Hello dear friend Alex,

Now you have this concept pretty well understood, which is great!

This Concept was based on the Original Figuera's Design, except it was with only one positive brush, however, according to the Diagram plus Description shown on the 1908 Patent.
It is very obvious that his Positive Brush sweeps from INSIDE-OUT, or the center of inner rotor towards the outer annular ring (where he set all the Sixteen (16) Commutator bars).

I just 'improved' Figuera's design...

Now, some Comments and Opinions related to the New Design that We are posting here...
Quote from: kampen on Jun 02, 2026, 01:50 PM[...]
One aspect that particularly caught my attention is the elegant way the rotating brush carrier is integrated into the rotor assembly.

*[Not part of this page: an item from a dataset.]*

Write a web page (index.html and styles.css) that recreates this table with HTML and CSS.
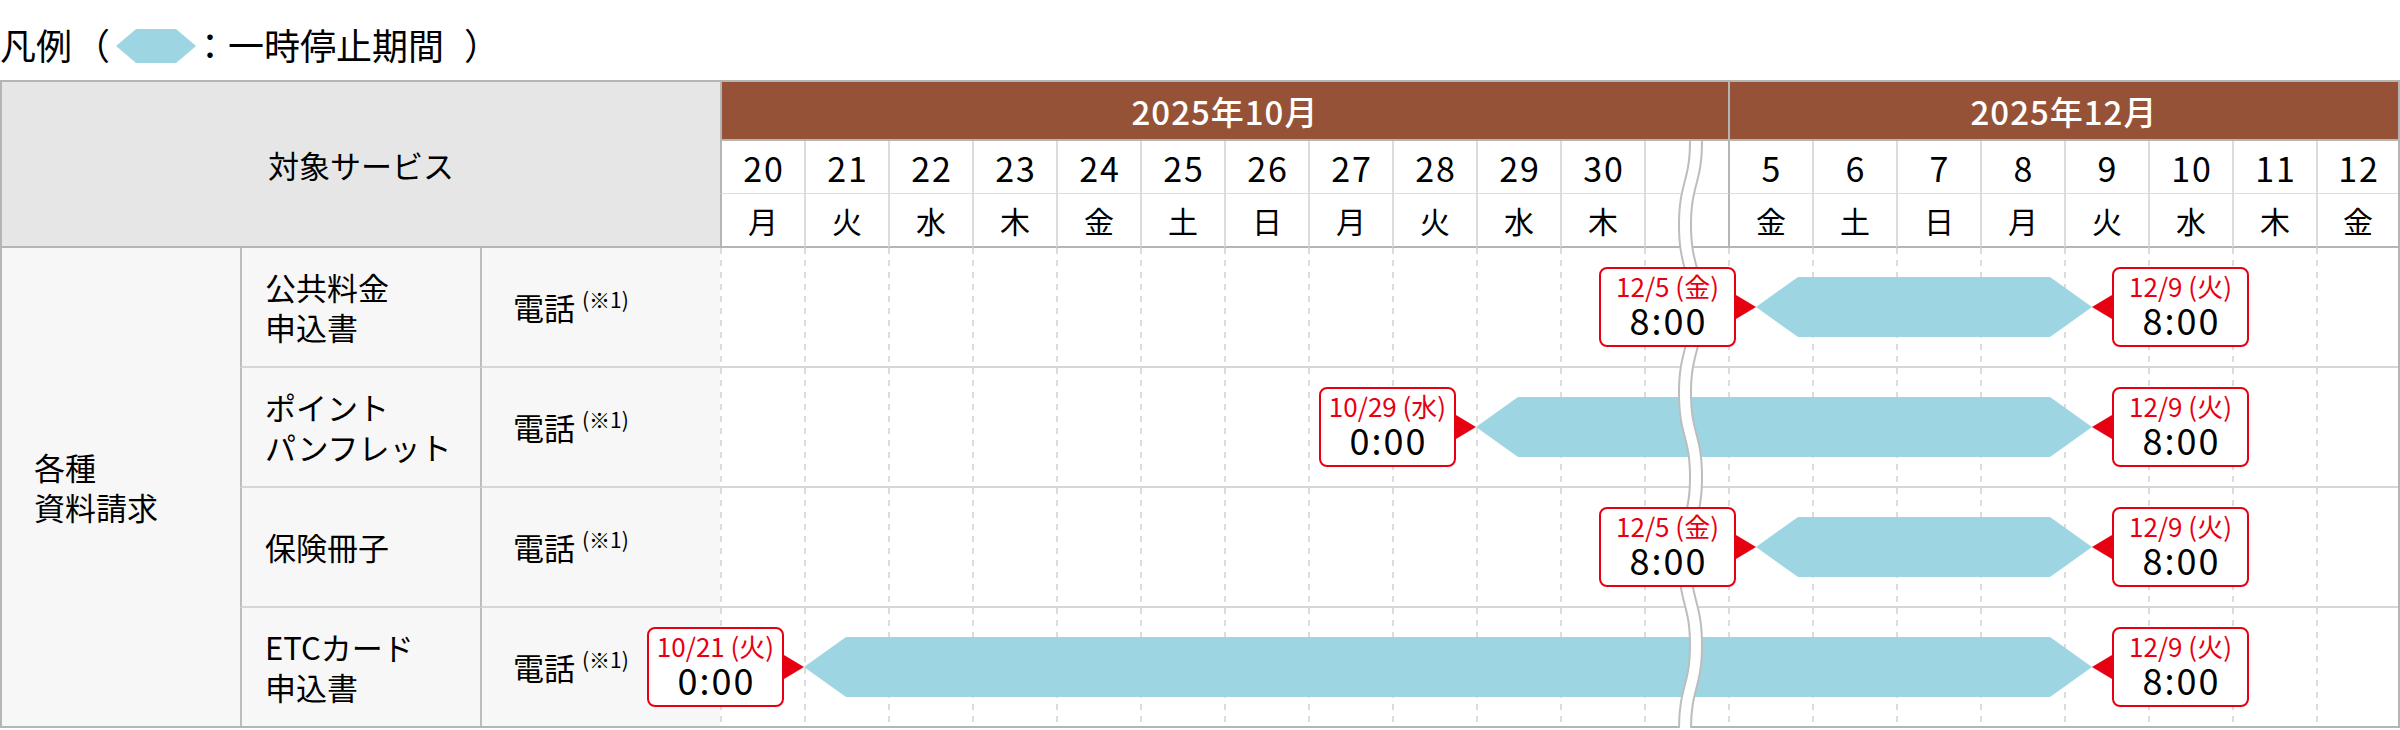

I made this design to be built AS SIMPLE AS POSSIBLE...So, that Brush Housing is simplified in order that it could be reproduced from a thin Brass or Copper Plate, which could be bent and shaped to hold the brush and have -at the same time- the two side base, then drilling the Four Holes to be mounted on the Fiberglass Disc on Rotor.
This minimizes the Rotor weight considerably...and that is exactly what our goal is here.

Now, your rendered Diagrams are awesome!!, very realistic and very well presented, very professional!!

You have shown very well detailed info, detailed explanations about every single detail plus Exploded Views to have a Full idea of how the whole Assembly Decompose...

Your Brushes Closeups (on Both, Rotated and Fixed) are very well detailed and show excellent and vivid rendering resolution!

I would try to show NOT TOO Crowded Designs with unnecessary"holes' plus loaded with too many bolts and nuts, and springs...

However, I see some small issues on your rendered images...

1- Your Commutators Inner Diameter seems too SMALL, related to Your very Robust and Voluptuous  Brushes Assembly.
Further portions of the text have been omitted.